3 Segmentation — the same list, many audiences
| Segment by | Used for |
| Brand bought | Dyson owners → parts/upgrades; Apple buyers → accessories. Feeds the brand-specialist sites. |
| RFM (recency / frequency / value) | VIP treatment, lapsing win-back, one-timer nurture. |
| Category & browse interest | Relevant new-stock alerts; browse-abandon triggers. |
| Price sensitivity | Deal-seekers → the clearance & dead-stock offers (§5). |
| Lifecycle stage | New subscriber · first purchase · repeat · lapsed · win-back. |
| Consumable owners | Anyone who bought a Dyson → timed filter/battery replenishment (§4). |
4 The flow library — automation is the prize
Flows earn ~16× the revenue-per-send of campaigns ($2.87 vs $0.18 — Klaviyo 2025). Build these once; they run forever.
| Priority | Flow | Trigger & content | Benchmark |
| 1 | Abandoned cart (3-email) | Left checkout → reminder + reassurance (warranty, condition grade) + nudge | ~70% of carts abandon; flow converts ~2.7–3.3%, highest RPR of any flow (Baymard/Klaviyo 2025) |
| 1 | Welcome series | New subscriber → brand story, why-refurbished, first-order offer | RPR ~$3.34; ~48% of flow revenue is new buyers (Klaviyo 2025) |
| 2 | Browse abandonment | Viewed product, didn't add → "still looking?" | ~10× a standard campaign's conversion (Klaviyo 2025) |
| 2 | Post-purchase → replenishment | Bought a Dyson → timed filter/battery reminder at ~75% of consumption window | Replenishment converts 8–15% vs 1–3% promo; consumables repeat 35–45% (retention guides 2025) |
| 2 | Related products / cross-sell | Post-view/purchase → "complete the set" parts & accessories | The high-margin attach line; lifts repeat rate |
| 3 | Win-back / sunset | Lapsed → "we miss you" + offer; then suppress dead addresses | RPR ~$0.84; protects deliverability (Klaviyo 2025) |
| 3 | Post-purchase → review | Delivered → review request | Feeds sellable-voice-of-customer for product & copy insight |
The move: stand up the minimum viable set first — welcome · abandoned cart · browse abandonment · post-purchase · win-back — which is where the disproportionate revenue lives. Top stores run 12–16 flows; TYDI starts with 5 and captures most of the value.

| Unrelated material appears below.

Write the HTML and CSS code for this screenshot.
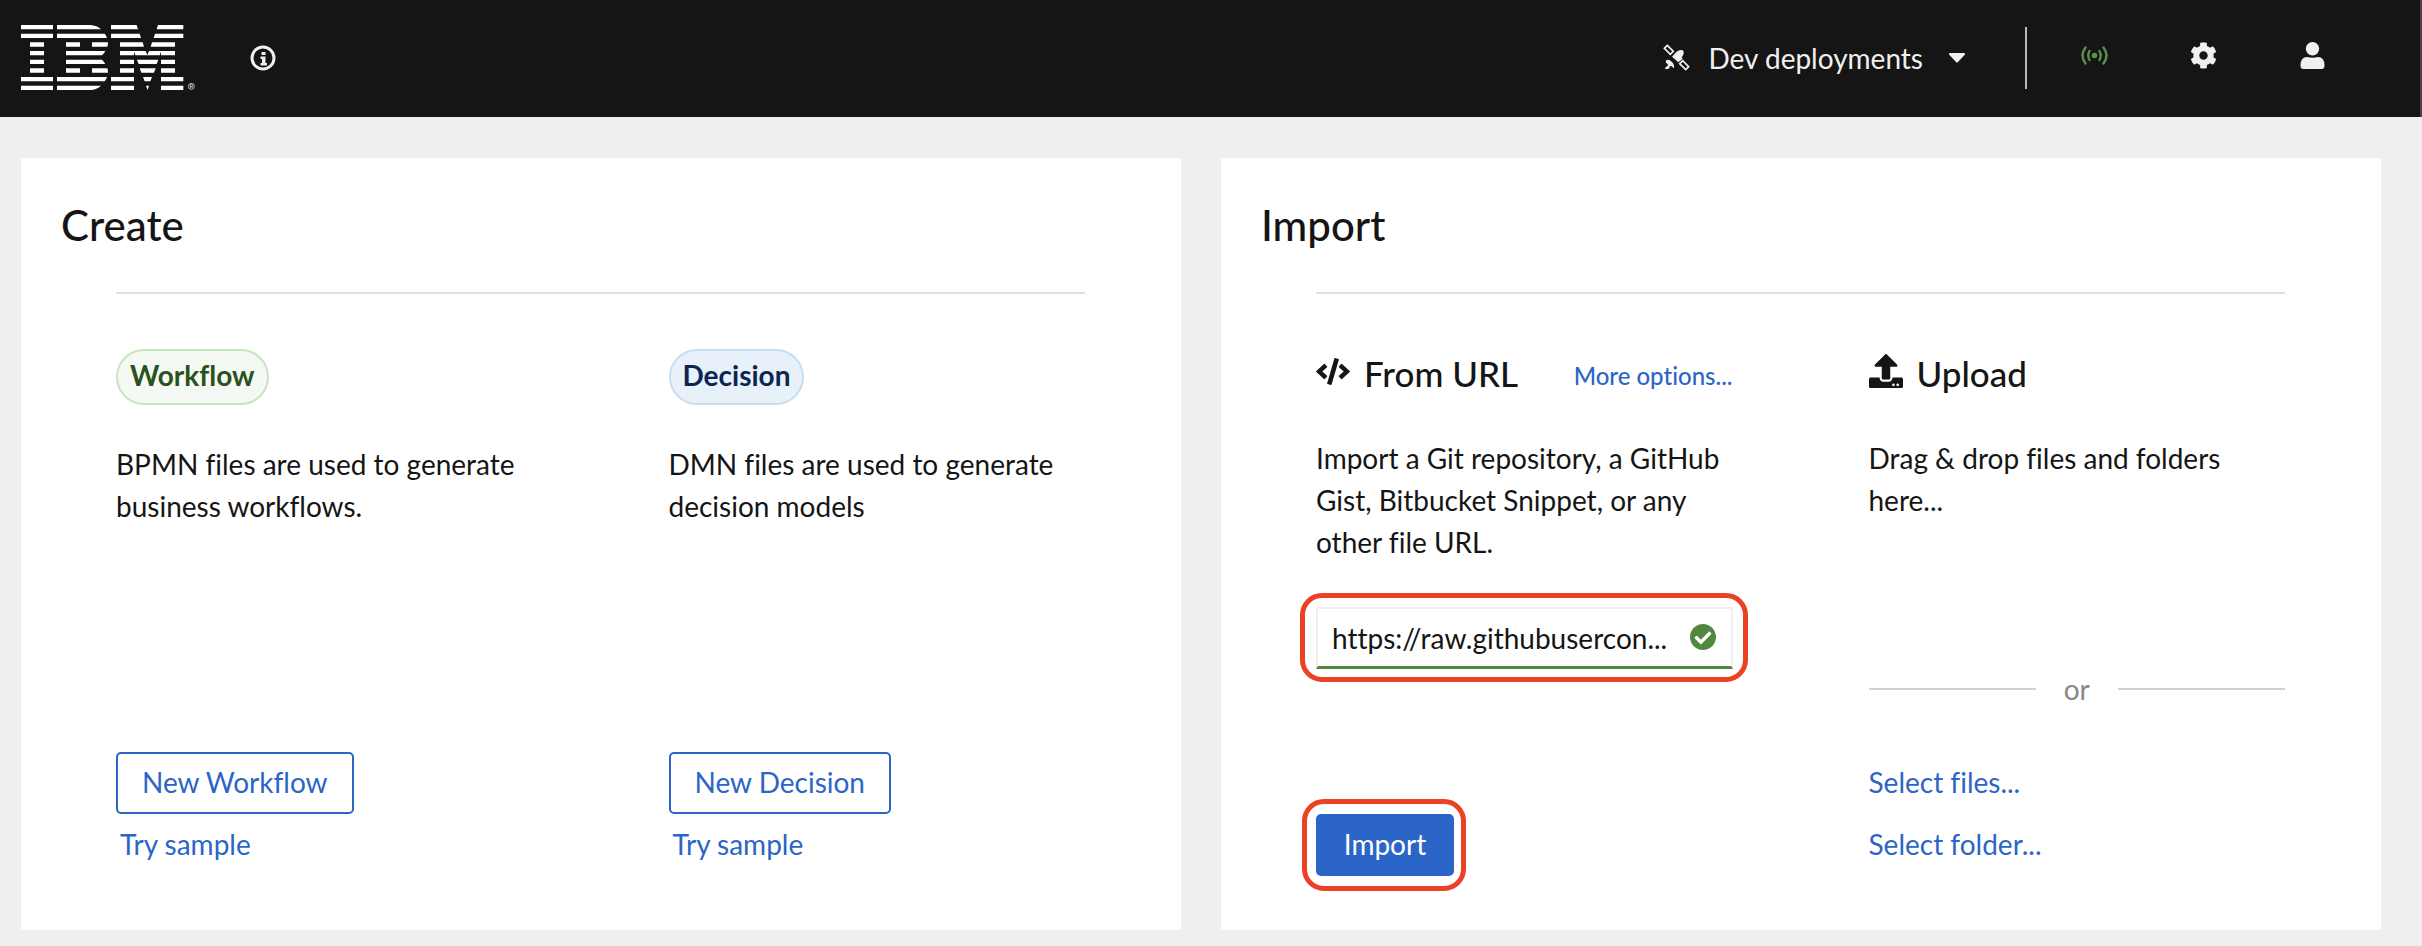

5 The dead-stock monetisation engine — the bit marketplaces can't run
This is where "all that dead stuff we're sitting on" stops being a liability and becomes an AOV engine.
A live inventory feed flags every slow / aged / low-value SKU. Co-work auto-builds two offer types from it:
- Standalone clearance — "we've got this, cheap" — to price-sensitive and brand-matched segments. Moves stock + recovers margin.
- Free-shipping-threshold add-ons — surfaced when a shopper is near the free-ship minimum, in-cart and in the abandoned-cart flow: "add this $29 filter to unlock free shipping." The dead stock becomes the bait that lifts the order you were already getting.
+10–15%
AOV lift to model from a threshold set just above current AOV (industry cites up to ~30%) (2024–25)
~58%
of shoppers add items to qualify for free shipping (industry, 2025)
> $1
Recovers far more than a $1 auction on slow-but-sellable stock
$0
What a marketplace seller can run this on — no list, no checkout
Why only you can do this: it needs a customer relationship, cross-sell control and a shipping-threshold mechanic — none of which Trade Me or eBay give a seller. Owning the list + the checkout is the whole point. Reserve true
$1 auctions for the genuinely dead; route everything slow-but-sellable through this engine.
↔ Stock & Ops
6 Automation architecture
The stack
- GHL (or Shopify/Klaviyo) — flows, segments, send
- Live inventory feed (Railway/Postgres) — flags dead stock, drives dynamic offers
- Shopify checkout — free-shipping threshold + order bumps
sellable-voice-of-customer — mines the review flow for insight
What co-work does
- Builds & maintains the segments from purchase data
- Writes the flow + campaign copy in brand voice
- Picks the right dead-stock add-on per cart, dynamically
- Reports flow performance (clicks/orders, not opens — Apple MPP makes opens unreliable)
7 Rollout priority
| Stage | Do | Why first |
| 1 | Confirm list size, engagement & consent (DD); migrate to the sending platform | Decides whether the list is an asset — and keeps it legal |
| 2 | Abandoned cart + welcome flows | Highest RPR; recovers revenue from week one |
| 3 | Segment the list; post-purchase (review + replenishment) | Builds the repeat-purchase engine off consumables |
| 4 | Browse-abandon, cross-sell, win-back | Completes the minimum-viable flow set |
| 5 | Dead-stock engine (feed + threshold + add-ons) | Turns the aged stock into AOV — the unique edge |
Benchmarks are from Klaviyo (2025), Baymard Institute (2025), Litmus (2025) and e-commerce retention studies — and reflect stores already running email well, so treat them as the target state reached over ~12 months, not day-one. USD figures; NZD ≈ ×1.65. The revenue model is illustrative pending the list size + AOV from due diligence. Not financial advice.